* Problem to solve:
Scan the data. Collect each line that contains the word "this".

* Dataset records:
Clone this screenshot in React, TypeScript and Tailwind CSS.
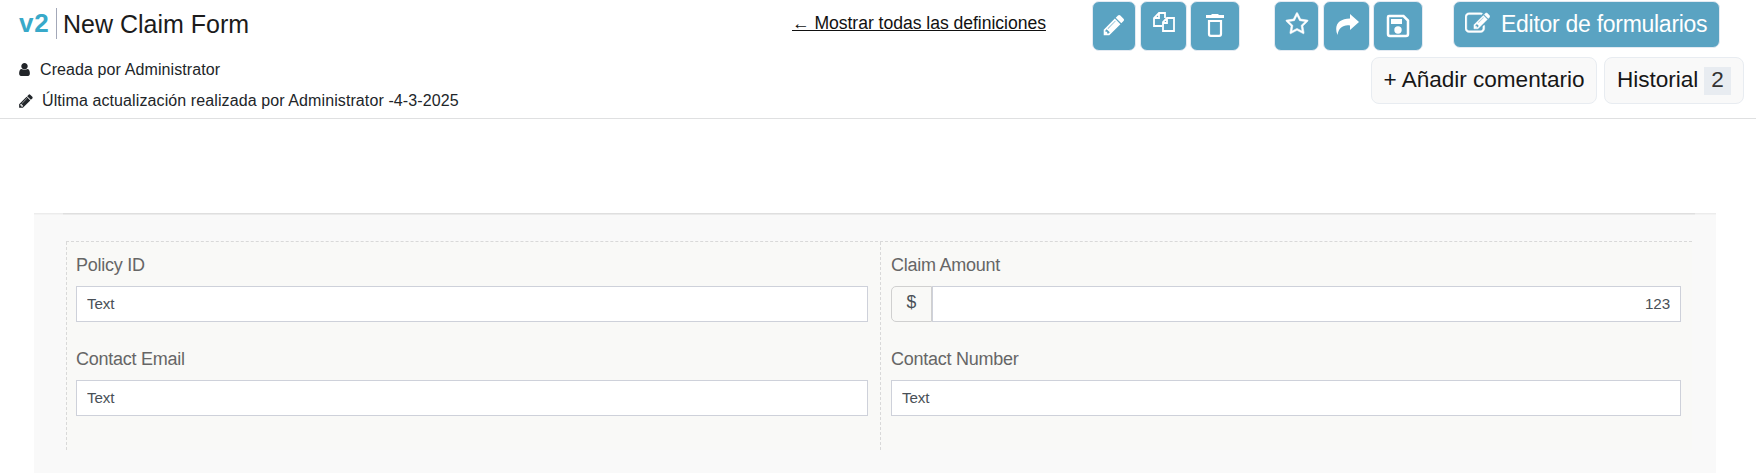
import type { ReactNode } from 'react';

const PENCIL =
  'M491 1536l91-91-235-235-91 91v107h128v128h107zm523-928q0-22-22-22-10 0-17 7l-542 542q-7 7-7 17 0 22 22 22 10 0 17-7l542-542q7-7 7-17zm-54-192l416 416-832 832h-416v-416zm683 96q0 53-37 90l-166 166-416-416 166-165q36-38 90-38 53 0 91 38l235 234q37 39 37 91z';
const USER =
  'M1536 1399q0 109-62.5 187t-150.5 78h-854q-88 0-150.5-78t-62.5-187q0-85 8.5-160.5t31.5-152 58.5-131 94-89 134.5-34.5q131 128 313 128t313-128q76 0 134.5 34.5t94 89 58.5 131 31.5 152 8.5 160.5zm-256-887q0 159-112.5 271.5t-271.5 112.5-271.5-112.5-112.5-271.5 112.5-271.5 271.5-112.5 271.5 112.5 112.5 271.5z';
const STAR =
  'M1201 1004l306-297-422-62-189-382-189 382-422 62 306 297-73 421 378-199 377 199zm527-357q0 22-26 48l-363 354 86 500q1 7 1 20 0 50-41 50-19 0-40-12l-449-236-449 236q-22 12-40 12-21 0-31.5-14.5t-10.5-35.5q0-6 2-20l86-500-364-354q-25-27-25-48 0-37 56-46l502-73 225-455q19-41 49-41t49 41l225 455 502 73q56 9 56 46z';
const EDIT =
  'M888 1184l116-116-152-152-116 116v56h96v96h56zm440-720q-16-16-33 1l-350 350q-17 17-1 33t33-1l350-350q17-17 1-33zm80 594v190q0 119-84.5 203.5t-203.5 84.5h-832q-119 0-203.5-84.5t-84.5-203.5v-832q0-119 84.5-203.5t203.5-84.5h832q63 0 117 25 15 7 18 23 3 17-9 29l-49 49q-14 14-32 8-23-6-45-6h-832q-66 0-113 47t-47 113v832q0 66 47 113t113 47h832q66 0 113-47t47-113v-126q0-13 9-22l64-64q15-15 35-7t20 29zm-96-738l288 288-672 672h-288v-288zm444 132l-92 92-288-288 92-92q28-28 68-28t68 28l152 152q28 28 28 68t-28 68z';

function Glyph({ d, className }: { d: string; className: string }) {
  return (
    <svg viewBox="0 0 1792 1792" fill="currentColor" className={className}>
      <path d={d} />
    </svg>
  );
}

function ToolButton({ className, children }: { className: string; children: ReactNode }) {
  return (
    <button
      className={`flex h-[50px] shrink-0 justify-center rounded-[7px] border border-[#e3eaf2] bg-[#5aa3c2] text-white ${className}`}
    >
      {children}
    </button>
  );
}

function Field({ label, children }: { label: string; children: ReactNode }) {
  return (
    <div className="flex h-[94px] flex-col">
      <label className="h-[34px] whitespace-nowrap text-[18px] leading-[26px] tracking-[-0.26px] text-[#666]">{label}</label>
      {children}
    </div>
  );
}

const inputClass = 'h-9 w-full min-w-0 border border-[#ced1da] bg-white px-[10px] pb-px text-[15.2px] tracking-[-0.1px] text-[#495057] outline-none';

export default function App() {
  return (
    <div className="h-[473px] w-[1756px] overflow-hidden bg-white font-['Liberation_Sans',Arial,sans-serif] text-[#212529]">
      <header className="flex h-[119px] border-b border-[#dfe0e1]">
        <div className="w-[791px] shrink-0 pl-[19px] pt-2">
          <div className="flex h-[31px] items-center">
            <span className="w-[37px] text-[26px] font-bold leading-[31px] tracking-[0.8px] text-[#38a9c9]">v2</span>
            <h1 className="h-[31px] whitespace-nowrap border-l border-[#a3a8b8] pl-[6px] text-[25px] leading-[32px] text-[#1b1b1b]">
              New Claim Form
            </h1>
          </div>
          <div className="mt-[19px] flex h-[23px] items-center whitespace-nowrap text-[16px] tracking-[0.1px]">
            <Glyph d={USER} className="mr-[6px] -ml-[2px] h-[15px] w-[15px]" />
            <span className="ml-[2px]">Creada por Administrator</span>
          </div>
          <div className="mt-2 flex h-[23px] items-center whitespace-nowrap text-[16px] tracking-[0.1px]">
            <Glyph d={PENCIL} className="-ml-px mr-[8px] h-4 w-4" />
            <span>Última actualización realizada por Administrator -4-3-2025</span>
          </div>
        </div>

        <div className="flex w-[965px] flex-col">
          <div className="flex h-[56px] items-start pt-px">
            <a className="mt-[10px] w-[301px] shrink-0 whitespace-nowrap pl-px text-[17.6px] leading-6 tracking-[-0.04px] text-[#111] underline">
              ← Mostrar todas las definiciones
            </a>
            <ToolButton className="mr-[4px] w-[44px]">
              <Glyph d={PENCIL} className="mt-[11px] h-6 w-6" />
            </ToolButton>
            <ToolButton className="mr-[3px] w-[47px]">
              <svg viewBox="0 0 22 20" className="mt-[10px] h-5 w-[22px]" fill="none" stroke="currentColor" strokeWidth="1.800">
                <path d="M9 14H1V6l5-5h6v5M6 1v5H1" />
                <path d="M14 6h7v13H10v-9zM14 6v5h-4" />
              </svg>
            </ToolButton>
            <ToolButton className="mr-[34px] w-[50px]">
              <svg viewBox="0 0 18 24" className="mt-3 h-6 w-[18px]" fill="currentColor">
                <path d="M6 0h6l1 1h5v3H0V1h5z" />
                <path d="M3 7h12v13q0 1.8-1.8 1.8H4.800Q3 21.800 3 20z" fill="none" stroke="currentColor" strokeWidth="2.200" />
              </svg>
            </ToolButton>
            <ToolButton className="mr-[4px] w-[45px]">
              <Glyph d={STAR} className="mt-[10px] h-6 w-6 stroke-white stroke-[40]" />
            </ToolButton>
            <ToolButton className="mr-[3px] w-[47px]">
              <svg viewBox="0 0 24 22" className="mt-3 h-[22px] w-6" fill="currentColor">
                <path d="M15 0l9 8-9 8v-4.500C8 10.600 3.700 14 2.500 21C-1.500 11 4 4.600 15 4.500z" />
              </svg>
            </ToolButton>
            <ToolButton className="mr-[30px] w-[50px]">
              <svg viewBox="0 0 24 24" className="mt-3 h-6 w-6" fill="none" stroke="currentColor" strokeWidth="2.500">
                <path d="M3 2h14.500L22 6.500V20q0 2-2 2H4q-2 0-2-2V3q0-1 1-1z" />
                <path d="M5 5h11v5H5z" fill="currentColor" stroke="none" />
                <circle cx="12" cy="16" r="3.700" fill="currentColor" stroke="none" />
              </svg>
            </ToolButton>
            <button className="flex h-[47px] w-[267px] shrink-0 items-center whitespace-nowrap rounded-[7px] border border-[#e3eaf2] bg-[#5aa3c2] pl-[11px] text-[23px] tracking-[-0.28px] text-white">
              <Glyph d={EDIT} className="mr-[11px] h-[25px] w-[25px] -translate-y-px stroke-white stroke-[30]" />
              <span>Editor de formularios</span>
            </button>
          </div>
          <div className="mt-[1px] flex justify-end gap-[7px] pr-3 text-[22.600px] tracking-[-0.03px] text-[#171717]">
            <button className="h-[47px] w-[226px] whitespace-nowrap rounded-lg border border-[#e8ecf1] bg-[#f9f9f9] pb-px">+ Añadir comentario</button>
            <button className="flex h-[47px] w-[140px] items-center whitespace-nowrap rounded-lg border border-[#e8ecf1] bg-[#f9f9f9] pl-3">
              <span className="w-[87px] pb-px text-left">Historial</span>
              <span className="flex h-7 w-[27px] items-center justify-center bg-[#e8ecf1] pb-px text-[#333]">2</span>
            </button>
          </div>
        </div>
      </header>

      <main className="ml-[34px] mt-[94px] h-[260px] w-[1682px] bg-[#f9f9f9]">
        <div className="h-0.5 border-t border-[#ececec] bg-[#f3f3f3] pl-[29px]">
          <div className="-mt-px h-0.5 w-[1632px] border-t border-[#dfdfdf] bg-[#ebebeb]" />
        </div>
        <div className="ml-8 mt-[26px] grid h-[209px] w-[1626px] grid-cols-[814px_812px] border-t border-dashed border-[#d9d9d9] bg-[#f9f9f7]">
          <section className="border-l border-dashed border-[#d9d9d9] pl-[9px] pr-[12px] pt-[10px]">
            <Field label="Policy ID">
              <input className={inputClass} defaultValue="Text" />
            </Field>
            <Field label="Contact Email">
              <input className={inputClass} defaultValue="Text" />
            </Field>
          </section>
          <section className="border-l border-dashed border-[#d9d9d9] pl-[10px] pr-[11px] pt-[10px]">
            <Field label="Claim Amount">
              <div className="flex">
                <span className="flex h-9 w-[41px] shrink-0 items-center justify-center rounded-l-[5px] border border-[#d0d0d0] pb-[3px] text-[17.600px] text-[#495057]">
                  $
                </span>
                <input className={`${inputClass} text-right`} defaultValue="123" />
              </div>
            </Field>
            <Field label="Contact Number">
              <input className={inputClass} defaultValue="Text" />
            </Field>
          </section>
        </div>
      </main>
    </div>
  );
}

--

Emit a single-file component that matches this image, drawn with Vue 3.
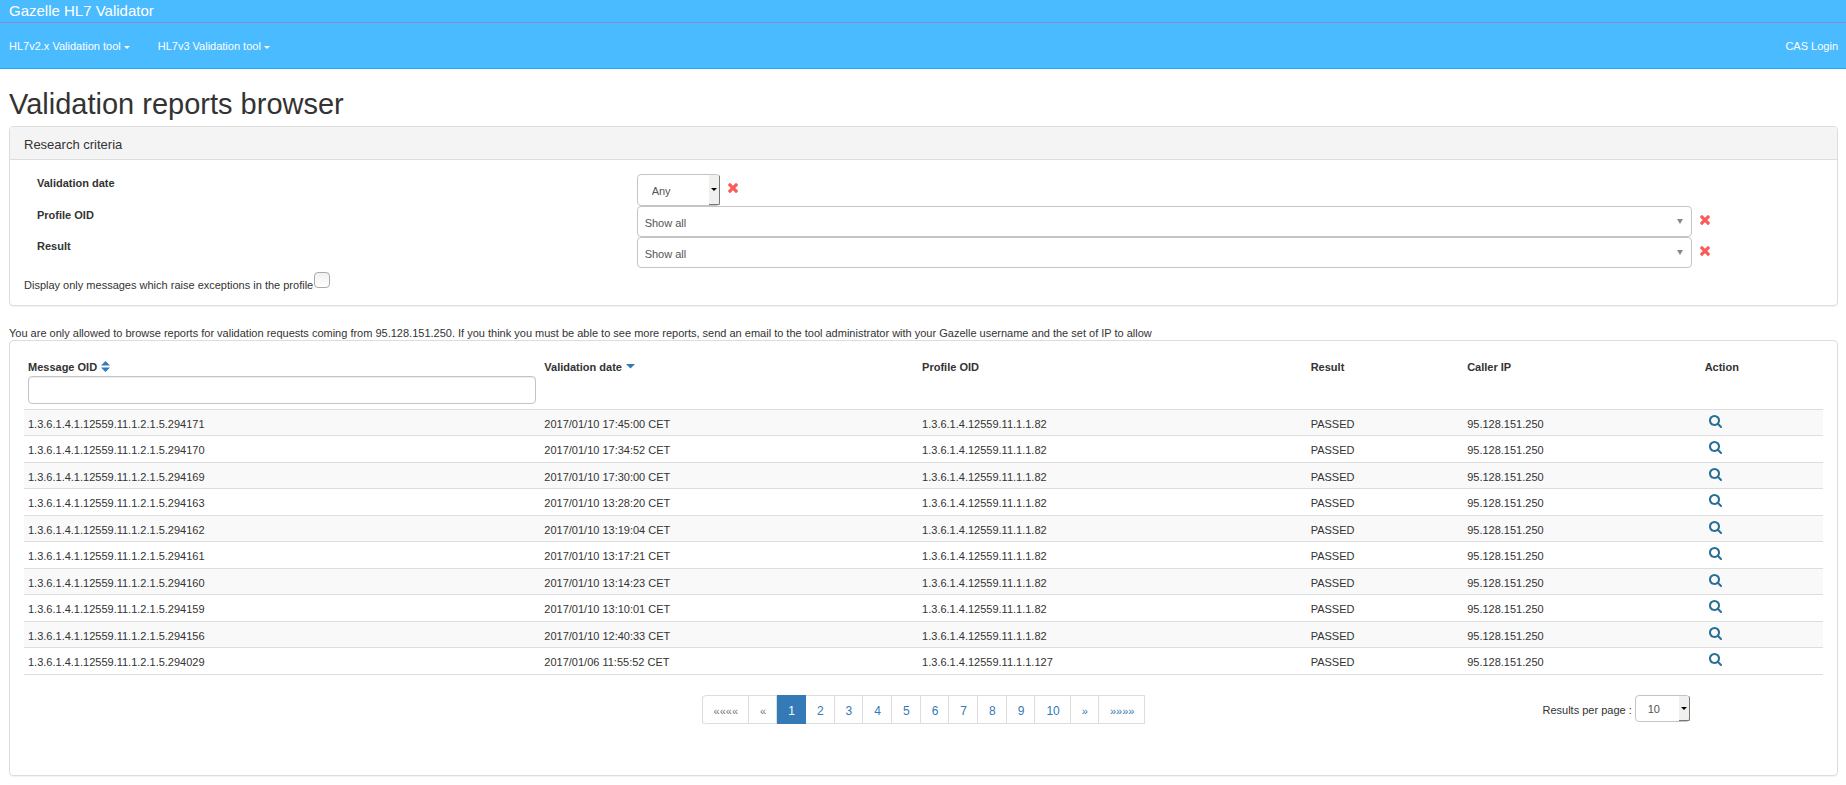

* Exercise answer:
Clone this screenshot in React, TypeScript and Tailwind CSS.
Emit a single-file component that matches this image, drawn with Vue 3.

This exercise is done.